Aim of the exercise »
Look through the material and copy each line holding "this".

━━━ Records for the task ━━━

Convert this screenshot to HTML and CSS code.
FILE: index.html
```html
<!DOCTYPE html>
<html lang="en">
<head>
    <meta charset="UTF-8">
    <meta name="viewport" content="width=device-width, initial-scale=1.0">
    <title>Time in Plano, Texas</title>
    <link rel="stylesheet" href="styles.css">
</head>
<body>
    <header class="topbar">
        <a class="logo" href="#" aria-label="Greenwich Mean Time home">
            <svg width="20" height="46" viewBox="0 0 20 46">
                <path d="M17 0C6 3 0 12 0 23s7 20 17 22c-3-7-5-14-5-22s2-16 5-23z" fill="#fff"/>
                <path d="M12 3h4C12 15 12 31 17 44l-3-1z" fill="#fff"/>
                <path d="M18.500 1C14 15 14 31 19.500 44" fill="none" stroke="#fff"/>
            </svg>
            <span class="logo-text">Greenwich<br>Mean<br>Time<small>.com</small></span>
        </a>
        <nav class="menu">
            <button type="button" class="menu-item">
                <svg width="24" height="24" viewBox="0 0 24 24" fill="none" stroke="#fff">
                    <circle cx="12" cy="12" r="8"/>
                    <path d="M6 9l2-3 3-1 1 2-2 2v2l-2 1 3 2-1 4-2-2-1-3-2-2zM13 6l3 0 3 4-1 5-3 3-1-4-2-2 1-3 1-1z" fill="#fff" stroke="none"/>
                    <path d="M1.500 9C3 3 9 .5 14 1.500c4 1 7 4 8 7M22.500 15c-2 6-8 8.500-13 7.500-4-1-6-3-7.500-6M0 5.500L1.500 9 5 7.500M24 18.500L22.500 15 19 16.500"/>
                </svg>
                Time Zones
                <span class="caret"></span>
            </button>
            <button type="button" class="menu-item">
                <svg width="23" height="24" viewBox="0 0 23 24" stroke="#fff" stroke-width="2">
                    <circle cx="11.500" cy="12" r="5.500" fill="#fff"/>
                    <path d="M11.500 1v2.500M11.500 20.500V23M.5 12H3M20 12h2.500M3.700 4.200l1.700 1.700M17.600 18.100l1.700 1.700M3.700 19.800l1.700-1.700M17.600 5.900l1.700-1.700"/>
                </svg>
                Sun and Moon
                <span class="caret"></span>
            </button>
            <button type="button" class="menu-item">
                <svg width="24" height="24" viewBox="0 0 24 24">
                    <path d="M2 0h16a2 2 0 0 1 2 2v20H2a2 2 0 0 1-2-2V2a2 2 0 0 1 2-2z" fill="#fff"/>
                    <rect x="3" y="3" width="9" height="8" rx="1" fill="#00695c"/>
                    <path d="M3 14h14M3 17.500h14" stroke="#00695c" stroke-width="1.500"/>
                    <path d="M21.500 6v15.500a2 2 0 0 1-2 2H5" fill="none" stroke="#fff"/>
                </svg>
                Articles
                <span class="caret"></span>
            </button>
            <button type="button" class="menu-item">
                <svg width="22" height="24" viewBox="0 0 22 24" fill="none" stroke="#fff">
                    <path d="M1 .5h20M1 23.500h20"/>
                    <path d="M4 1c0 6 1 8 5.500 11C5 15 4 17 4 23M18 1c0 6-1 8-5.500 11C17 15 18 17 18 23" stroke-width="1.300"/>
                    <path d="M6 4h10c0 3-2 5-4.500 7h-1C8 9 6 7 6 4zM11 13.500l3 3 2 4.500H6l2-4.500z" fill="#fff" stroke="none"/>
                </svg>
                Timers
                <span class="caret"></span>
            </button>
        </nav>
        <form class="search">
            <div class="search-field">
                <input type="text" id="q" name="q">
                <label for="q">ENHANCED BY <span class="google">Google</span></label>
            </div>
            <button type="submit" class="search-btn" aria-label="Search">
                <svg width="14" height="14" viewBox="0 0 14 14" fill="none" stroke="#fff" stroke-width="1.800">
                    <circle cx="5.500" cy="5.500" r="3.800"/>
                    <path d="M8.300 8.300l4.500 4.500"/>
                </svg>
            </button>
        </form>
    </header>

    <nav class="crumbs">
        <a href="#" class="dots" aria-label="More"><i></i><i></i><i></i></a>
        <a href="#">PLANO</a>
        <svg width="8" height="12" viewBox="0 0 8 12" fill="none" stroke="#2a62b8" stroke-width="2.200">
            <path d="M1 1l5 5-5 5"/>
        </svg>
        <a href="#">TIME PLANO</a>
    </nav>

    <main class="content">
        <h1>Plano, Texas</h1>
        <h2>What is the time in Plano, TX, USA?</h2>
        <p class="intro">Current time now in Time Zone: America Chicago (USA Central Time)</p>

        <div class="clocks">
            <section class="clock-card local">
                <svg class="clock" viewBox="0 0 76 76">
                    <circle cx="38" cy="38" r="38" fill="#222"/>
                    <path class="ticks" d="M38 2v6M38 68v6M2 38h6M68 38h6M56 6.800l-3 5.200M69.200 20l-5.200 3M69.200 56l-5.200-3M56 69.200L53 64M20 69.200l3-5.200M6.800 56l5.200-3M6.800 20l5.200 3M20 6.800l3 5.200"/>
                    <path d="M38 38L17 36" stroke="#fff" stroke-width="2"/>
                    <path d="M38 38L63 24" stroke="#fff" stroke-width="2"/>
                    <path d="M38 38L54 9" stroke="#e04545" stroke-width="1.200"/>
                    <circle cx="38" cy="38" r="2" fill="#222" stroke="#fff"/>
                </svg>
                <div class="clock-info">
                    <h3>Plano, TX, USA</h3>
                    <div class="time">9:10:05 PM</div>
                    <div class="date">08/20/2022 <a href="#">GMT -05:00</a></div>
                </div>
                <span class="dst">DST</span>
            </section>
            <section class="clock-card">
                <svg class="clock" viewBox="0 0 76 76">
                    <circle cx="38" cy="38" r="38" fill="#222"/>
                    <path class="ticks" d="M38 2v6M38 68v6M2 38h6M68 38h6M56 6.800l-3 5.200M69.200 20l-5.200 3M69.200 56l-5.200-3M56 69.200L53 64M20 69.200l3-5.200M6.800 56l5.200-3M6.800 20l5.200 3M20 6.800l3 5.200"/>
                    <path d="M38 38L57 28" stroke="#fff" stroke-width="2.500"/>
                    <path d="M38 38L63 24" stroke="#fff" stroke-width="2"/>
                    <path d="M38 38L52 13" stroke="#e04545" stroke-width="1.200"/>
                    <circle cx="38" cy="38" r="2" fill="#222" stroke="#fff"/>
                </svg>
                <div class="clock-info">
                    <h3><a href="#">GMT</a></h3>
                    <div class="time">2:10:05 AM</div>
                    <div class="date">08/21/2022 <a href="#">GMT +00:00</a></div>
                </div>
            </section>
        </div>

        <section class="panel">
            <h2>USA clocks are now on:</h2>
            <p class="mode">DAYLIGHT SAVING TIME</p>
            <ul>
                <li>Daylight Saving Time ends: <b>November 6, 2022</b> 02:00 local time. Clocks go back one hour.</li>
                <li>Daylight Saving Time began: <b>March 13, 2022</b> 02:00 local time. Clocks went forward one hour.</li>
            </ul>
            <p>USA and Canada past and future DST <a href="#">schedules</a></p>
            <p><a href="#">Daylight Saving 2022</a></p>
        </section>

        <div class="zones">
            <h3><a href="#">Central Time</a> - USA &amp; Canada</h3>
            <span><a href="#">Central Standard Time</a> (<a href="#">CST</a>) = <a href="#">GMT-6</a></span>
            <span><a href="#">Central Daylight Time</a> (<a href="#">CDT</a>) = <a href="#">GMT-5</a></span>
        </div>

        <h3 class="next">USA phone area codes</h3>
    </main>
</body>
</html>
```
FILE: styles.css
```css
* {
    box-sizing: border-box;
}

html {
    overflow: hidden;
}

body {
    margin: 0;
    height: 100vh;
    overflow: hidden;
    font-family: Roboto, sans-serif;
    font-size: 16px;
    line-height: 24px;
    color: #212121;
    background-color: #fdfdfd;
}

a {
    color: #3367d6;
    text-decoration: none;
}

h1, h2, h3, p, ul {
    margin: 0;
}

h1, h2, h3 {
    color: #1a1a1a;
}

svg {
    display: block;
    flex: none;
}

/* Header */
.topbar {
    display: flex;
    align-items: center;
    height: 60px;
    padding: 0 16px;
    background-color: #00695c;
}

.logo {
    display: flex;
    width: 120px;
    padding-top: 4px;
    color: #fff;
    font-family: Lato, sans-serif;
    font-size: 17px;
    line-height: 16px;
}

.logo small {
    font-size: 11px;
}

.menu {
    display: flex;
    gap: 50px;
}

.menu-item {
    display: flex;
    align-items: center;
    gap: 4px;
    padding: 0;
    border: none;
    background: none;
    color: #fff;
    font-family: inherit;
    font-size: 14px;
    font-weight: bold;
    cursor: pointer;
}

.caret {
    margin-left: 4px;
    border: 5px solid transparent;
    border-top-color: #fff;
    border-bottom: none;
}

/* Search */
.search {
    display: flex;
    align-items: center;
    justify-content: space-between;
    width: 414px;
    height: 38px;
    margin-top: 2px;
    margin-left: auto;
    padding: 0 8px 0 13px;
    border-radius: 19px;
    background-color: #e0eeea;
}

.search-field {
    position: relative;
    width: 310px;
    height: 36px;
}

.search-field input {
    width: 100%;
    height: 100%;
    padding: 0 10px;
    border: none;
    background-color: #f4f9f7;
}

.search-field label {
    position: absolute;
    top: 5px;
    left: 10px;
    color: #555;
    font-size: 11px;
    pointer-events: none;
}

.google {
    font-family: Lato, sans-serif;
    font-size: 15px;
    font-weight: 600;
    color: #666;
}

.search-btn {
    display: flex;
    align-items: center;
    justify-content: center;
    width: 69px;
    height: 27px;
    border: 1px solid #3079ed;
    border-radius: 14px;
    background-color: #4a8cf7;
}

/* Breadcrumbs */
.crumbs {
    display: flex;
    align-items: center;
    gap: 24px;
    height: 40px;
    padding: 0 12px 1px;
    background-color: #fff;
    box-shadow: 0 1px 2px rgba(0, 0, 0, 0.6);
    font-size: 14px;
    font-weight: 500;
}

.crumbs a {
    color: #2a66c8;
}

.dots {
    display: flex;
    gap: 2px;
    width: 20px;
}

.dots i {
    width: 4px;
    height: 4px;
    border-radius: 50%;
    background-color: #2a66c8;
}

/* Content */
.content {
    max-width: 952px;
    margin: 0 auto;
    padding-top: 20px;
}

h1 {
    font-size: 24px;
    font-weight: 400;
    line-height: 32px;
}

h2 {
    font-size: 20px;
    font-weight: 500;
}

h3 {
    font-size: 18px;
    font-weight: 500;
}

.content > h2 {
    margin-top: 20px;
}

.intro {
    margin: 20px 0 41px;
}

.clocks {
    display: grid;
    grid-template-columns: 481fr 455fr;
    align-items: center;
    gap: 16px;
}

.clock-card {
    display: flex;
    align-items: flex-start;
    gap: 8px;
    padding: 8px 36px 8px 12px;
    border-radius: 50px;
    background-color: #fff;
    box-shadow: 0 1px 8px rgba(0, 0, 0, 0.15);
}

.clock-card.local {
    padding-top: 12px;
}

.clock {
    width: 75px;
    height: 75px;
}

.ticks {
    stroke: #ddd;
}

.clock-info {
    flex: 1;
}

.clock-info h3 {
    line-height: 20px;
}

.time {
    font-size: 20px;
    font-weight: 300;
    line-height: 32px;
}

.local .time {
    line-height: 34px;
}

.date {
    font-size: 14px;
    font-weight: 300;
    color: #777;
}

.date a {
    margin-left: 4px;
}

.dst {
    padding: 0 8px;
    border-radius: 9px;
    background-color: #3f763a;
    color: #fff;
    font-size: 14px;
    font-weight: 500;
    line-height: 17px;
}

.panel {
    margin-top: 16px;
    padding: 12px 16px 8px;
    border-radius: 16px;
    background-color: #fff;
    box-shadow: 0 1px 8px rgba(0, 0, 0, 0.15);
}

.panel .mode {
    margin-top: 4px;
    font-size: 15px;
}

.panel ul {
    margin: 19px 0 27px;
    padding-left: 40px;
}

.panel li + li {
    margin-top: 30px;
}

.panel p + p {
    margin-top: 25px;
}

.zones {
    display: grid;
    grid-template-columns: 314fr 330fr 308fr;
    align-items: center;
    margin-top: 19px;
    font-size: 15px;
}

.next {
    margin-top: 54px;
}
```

━━━
━━━ Records for the task ━━━

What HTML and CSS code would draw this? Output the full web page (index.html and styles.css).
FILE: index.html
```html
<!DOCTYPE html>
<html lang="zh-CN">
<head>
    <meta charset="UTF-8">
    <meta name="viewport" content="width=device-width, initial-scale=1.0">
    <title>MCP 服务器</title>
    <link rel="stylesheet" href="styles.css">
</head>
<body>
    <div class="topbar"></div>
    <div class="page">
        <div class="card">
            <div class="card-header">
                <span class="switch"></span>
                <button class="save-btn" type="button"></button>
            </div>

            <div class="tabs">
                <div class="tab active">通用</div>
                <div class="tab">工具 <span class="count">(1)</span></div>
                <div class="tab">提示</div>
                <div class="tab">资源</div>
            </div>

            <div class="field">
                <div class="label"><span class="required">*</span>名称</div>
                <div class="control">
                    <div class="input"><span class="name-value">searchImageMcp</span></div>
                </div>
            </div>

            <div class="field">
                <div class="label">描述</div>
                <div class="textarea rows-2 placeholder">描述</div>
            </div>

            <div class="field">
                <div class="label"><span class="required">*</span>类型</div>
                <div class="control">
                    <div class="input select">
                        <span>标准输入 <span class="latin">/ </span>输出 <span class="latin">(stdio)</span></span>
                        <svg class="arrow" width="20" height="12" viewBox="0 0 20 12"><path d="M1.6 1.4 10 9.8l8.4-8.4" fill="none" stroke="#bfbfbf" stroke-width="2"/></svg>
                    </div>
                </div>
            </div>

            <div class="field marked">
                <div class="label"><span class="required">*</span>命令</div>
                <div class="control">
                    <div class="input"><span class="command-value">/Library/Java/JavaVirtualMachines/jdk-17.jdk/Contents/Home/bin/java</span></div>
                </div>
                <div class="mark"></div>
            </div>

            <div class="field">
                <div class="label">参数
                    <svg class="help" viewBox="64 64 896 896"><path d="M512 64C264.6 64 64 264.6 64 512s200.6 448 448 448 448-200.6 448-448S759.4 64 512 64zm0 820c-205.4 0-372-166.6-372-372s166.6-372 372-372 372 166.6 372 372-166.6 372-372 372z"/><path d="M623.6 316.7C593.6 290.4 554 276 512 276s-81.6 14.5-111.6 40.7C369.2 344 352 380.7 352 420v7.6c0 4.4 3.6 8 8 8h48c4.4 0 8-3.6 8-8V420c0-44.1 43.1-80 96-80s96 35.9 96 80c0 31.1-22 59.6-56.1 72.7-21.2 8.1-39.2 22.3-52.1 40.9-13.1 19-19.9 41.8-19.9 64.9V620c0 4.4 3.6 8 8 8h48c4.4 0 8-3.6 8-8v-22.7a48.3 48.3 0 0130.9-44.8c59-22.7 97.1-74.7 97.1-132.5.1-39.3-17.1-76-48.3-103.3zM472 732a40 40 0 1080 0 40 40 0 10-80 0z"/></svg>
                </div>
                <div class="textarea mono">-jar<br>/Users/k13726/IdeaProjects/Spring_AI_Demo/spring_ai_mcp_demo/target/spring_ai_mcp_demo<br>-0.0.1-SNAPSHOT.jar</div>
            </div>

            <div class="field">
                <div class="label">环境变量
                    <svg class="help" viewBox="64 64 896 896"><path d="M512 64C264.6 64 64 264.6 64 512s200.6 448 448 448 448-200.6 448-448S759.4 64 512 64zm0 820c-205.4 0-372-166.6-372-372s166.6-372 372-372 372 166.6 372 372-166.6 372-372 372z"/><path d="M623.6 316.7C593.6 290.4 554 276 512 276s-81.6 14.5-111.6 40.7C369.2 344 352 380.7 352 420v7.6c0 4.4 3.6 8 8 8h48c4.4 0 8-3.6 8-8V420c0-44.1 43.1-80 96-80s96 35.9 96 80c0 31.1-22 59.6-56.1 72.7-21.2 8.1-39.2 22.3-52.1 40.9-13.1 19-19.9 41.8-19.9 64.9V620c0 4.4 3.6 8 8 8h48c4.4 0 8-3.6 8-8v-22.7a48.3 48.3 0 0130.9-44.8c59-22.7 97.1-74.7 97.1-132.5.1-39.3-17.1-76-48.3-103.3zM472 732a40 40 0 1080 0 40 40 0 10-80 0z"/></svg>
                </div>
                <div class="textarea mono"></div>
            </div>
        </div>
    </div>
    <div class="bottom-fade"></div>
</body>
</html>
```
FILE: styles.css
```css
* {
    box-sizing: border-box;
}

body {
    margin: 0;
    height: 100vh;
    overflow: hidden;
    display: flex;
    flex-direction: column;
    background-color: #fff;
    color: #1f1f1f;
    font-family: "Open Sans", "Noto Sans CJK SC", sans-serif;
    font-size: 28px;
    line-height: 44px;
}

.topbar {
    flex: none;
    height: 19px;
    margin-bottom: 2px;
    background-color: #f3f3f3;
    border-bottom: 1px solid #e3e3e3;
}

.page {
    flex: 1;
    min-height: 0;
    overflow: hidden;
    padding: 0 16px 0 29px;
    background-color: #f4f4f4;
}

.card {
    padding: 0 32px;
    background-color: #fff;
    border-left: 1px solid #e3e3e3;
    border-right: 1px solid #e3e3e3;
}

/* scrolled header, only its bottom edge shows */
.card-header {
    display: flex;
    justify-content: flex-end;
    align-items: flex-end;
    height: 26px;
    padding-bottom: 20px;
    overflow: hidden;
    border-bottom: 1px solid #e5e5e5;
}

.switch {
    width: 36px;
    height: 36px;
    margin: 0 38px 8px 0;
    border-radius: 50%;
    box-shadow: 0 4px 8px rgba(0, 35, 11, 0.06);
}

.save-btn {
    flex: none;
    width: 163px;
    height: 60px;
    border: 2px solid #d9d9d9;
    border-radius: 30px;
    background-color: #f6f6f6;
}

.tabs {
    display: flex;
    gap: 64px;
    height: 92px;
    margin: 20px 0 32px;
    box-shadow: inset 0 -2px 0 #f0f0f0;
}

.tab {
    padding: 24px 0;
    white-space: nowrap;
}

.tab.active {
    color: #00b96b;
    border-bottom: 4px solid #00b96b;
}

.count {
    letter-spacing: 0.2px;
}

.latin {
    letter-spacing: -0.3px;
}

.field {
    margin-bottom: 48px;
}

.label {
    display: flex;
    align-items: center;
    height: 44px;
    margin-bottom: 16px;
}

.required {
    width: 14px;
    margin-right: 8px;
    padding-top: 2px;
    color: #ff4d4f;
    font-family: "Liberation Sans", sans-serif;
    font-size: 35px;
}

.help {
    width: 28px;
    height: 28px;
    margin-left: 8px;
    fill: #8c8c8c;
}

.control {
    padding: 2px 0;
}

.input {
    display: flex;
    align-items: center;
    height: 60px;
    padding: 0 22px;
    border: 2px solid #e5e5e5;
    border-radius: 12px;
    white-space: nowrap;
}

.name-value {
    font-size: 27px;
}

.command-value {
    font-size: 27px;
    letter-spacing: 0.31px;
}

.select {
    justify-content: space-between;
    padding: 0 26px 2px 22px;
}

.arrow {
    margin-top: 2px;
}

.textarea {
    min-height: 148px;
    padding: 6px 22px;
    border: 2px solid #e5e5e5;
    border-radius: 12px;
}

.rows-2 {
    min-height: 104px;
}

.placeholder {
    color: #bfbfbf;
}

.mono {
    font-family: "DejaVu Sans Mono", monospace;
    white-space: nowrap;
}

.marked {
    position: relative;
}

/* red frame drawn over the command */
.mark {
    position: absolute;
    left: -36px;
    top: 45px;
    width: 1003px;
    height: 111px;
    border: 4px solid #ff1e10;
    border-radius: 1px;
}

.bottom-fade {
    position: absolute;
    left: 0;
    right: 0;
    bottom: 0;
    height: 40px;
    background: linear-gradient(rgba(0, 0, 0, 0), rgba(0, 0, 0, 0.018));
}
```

━━━

The reply »
Convert this screenshot to HTML and CSS code.
What HTML and CSS code would draw this? Output the full web page (index.html and styles.css).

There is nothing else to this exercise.